Global health leaders warned the pledge was too little, too late, with more than 11 billion shots needed to stop the pandemic.
Faced with outrage over disparities in jab access, the Group of Seven nations pledged during a weekend summit in Britain to take their total dose donations to more than 1 billion, up from 130 million promised in February.
"I welcome the announcement that G7 countries will donate 870 million (new) vaccine doses, primarily through COVAX," WHO chief Tedros Adhanom Ghebreyesus said in a news conference.
"This is a big help, but we need more, and we need them faster. Right now, the virus is moving faster than the global distribution of vaccines. More than 10,000 people are dying every day. These communities need vaccines, and they need them now, not next year."
In terms of doses administered, the imbalance between the G7 and low-income countries, as defined by the World Bank, is 73 to one.
Many of the donated G7 doses will be filtered through COVAX, a global body charged with ensuring equitable vaccine distribution.

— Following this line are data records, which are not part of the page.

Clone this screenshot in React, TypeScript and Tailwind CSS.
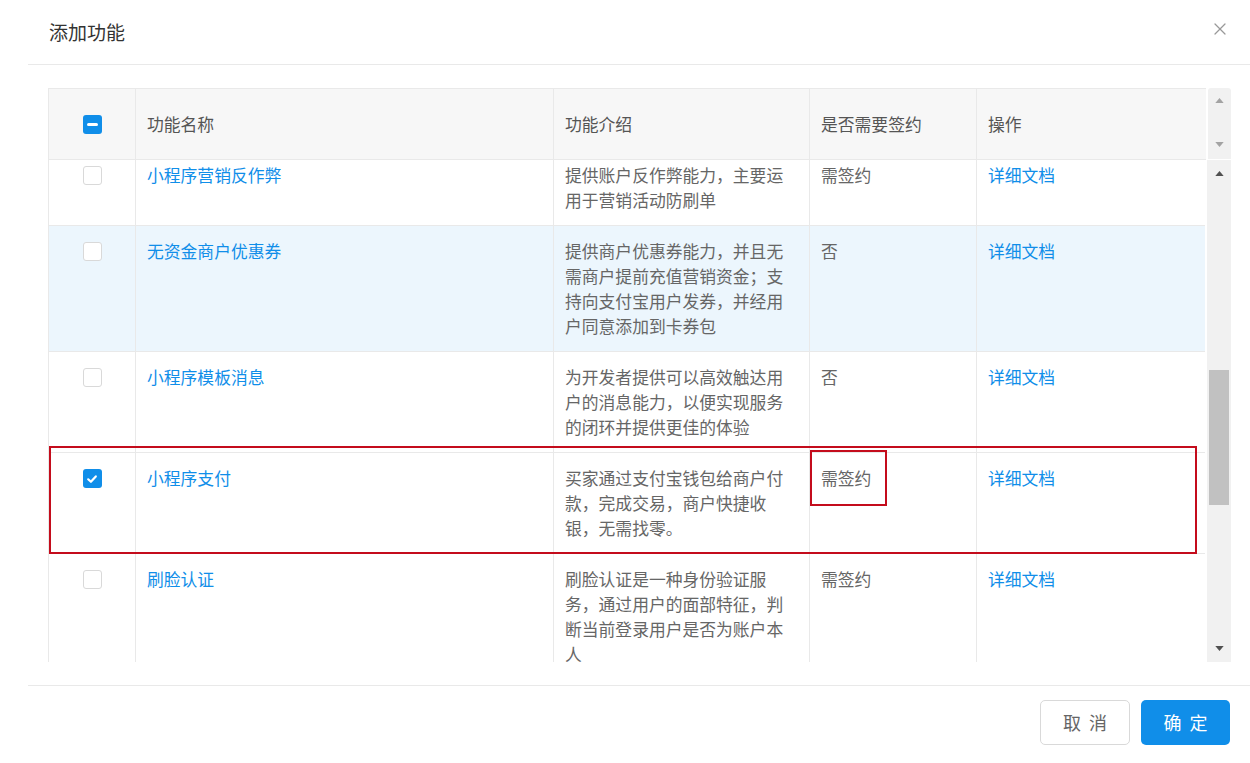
import { X } from 'lucide-react'

const rows = [
  { name: '小程序营销反作弊', desc: '提供账户反作弊能力，主要运用于营销活动防刷单', sign: '需签约' },
  { name: '无资金商户优惠券', desc: '提供商户优惠券能力，并且无需商户提前充值营销资金；支持向支付宝用户发券，并经用户同意添加到卡券包', sign: '否', hover: true },
  { name: '小程序模板消息', desc: '为开发者提供可以高效触达用户的消息能力，以便实现服务的闭环并提供更佳的体验', sign: '否' },
  { name: '小程序支付', desc: '买家通过支付宝钱包给商户付款，完成交易，商户快捷收银，无需找零。', sign: '需签约', checked: true },
  { name: '刷脸认证', desc: '刷脸认证是一种身份验证服务，通过用户的面部特征，判断当前登录用户是否为账户本人', sign: '需签约' },
]

function Cols() {
  return (
    <colgroup>
      <col className="w-[87px]" />
      <col className="w-[418px]" />
      <col className="w-[256px]" />
      <col className="w-[167px]" />
      <col className="w-[229px]" />
    </colgroup>
  )
}

function Box({ checked }: { checked?: boolean }) {
  if (checked)
    return (
      <span className="grid size-[19px] place-items-center rounded-[3px] bg-[#108ee9]">
        <svg viewBox="0 0 12 12" className="size-[12px]">
          <path d="M2.2 6.3 4.9 8.8 9.8 3.4" fill="none" stroke="white" strokeWidth="2.2" strokeLinecap="round" strokeLinejoin="round" />
        </svg>
      </span>
    )
  return <span className="block size-[19px] rounded-[3px] border border-[#d9d9d9] bg-white" />
}

function Arrow({ up, color }: { up?: boolean; color: string }) {
  return (
    <svg viewBox="0 0 10 6" className="h-[5px] w-[9px]" style={{ fill: color }}>
      {up ? <path d="M5 0 10 6H0z" /> : <path d="M0 0h10L5 6z" />}
    </svg>
  )
}

export default function App() {
  return (
    <div className="relative h-[763px] w-[1250px] overflow-hidden bg-white font-['Noto_Sans_CJK_SC',sans-serif] text-[#666]">
      <div className="ml-[28px]">
        <div className="flex h-[65px] items-center justify-between border-b border-[#e9e9e9] pl-[21px] pr-[20px]">
          <h2 className="text-[19px] text-[#333]">添加功能</h2>
          <X className="-mt-[6px] size-[20px] text-[#999]" strokeWidth={1.5} />
        </div>

        <div className="pb-[23px] pl-[20px] pr-[19px] pt-[23px]">
          {/* header */}
          <div className="flex gap-[2px]">
            <table className="w-[1157px] table-fixed border-collapse bg-[#f7f7f7] text-[16.8px] leading-[25px] text-[#555]">
              <Cols />
              <thead>
                <tr className="h-[71px] border-b border-t border-[#e9e9e9]">
                  <th className="border-l border-r border-[#e9e9e9] font-normal">
                    <span className="mx-auto grid size-[19px] place-items-center rounded-[3px] bg-[#108ee9]">
                      <span className="h-[3px] w-[11px] rounded-full bg-white" />
                    </span>
                  </th>
                  <th className="border-r border-[#e9e9e9] px-[11px] text-left font-normal">功能名称</th>
                  <th className="border-r border-[#e9e9e9] px-[11px] text-left font-normal">功能介绍</th>
                  <th className="border-r border-[#e9e9e9] px-[11px] text-left font-normal">是否需要签约</th>
                  <th className="px-[11px] text-left font-normal">操作</th>
                </tr>
              </thead>
            </table>
            <div className="flex h-[71px] w-[24px] flex-col items-center justify-between rounded-t-[3px] bg-[#f1f1f1] pb-[12px] pt-[10px]">
              <Arrow up color="#a3a3a3" />
              <Arrow color="#a3a3a3" />
            </div>
          </div>

          {/* body */}
          <div className="flex h-[502px] gap-[2px]">
            <div className="h-[502px] w-[1157px] overflow-hidden">
              <table className="-mt-[10px] w-[1157px] table-fixed border-collapse text-[16.8px] leading-[25px]">
                <Cols />
                <tbody>
                  {rows.map((r) => (
                    <tr key={r.name} className={`border-b border-[#e9e9e9] align-top ${r.hover ? 'bg-[#ecf6fd]' : 'bg-white'}`}>
                      <td className="border-l border-r border-[#e9e9e9] pb-[12px] pt-[13px]">
                        <div className="flex h-[25px] items-center justify-center">
                          <Box checked={r.checked} />
                        </div>
                      </td>
                      <td className="border-r border-[#e9e9e9] px-[11px] pb-[12px] pt-[13px] text-[#108ee9]">{r.name}</td>
                      <td className="border-r border-[#e9e9e9] px-[11px] pb-[12px] pt-[13px]">{r.desc}</td>
                      <td className="border-r border-[#e9e9e9] px-[11px] pb-[12px] pt-[13px]">{r.sign}</td>
                      <td className="px-[11px] pb-[12px] pt-[13px] text-[#108ee9]">详细文档</td>
                    </tr>
                  ))}
                </tbody>
              </table>
            </div>
            <div className="flex w-[24px] flex-col items-center bg-[#f1f1f1]">
              <div className="flex h-[26px] items-center">
                <Arrow up color="#505050" />
              </div>
              <div className="h-[184px]" />
              <div className="h-[135px] w-[20px] bg-[#c1c1c1]" />
              <div className="flex-1" />
              <div className="flex h-[28px] items-center">
                <Arrow color="#505050" />
              </div>
            </div>
          </div>
        </div>

        <div className="flex justify-end gap-[11px] border-t border-[#e9e9e9] pr-[20px] pt-[14px]">
          <button className="h-[45px] w-[90px] rounded-[5px] border border-[#d9d9d9] bg-white pl-[2px] text-[18px] tracking-[2px] text-[#666]">取 消</button>
          <button className="h-[45px] w-[89px] rounded-[5px] bg-[#108ee9] pl-[2px] text-[18px] tracking-[2px] text-white">确 定</button>
        </div>
      </div>

      {/* annotation boxes */}
      <div className="pointer-events-none absolute left-[49px] top-[446px] h-[108px] w-[1148px] border-2 border-[#c40c1c]" />
      <div className="pointer-events-none absolute left-[810px] top-[450px] h-[56px] w-[77px] border-2 border-[#c40c1c]" />
    </div>
  )
}
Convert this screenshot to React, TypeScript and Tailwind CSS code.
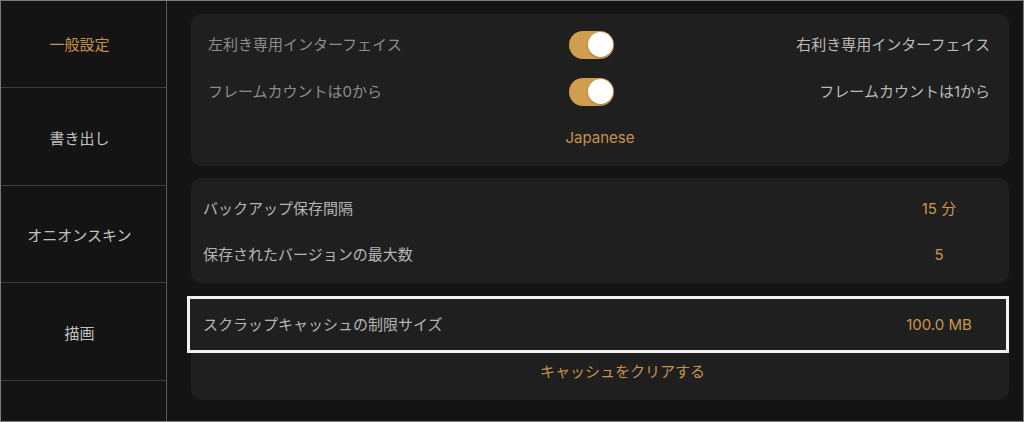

Run by the WHO, the Gavi vaccine alliance and the Coalition for Epidemic Preparedness Innovations, the program has to date shipped more than 87 million vaccine doses to 131 countries. That is far fewer than anticipated.
Medical charity Doctors Without Borders questioned how sincere the G7 was in pursuing vaccine equity.
"We need to see more clarity around the actual number of doses donated, and exactly how long it's going to take to translate their pledges into real impact and access," the medical charity's Hu Yuanqiong said.
Battle plan
The G7 anti-pandemic battle plan includes commitments to avert future pandemics, slashing the time taken to develop and license vaccines to under 100 days, reinforcing global surveillance and strengthening the WHO. But observers voiced doubts at the group's willingness to follow through on the last point.
"I will believe (that) point when the contributions to WHO are increased," tweeted Ilona Kickbusch, founding director and chair of the Global Health Centre in Geneva.
Others stressed the need to quickly resolve the issue of COVID vaccine patent protections, to boost production. Negotiations toward a possible suspension of intellectual property protections for vaccines, as well as other medical tools needed to battle the pandemic, have just begun at the World Trade Organization after months of contentious debate.
The WHO on Monday also urged countries to close a funding gap of $16 billion for the Access to COVID-19 Tools Accelerator project, which aims to accelerate the development, production, and equitable access to COVID-19 tests, treatments and vaccines left unanswered by participants in the G7 summit.
"We have to close that financing gap. The world has the resources to rapidly close a 16-to-17 billion (dollar) gap," said Bruce Aylward, senior adviser to the WHO director-general.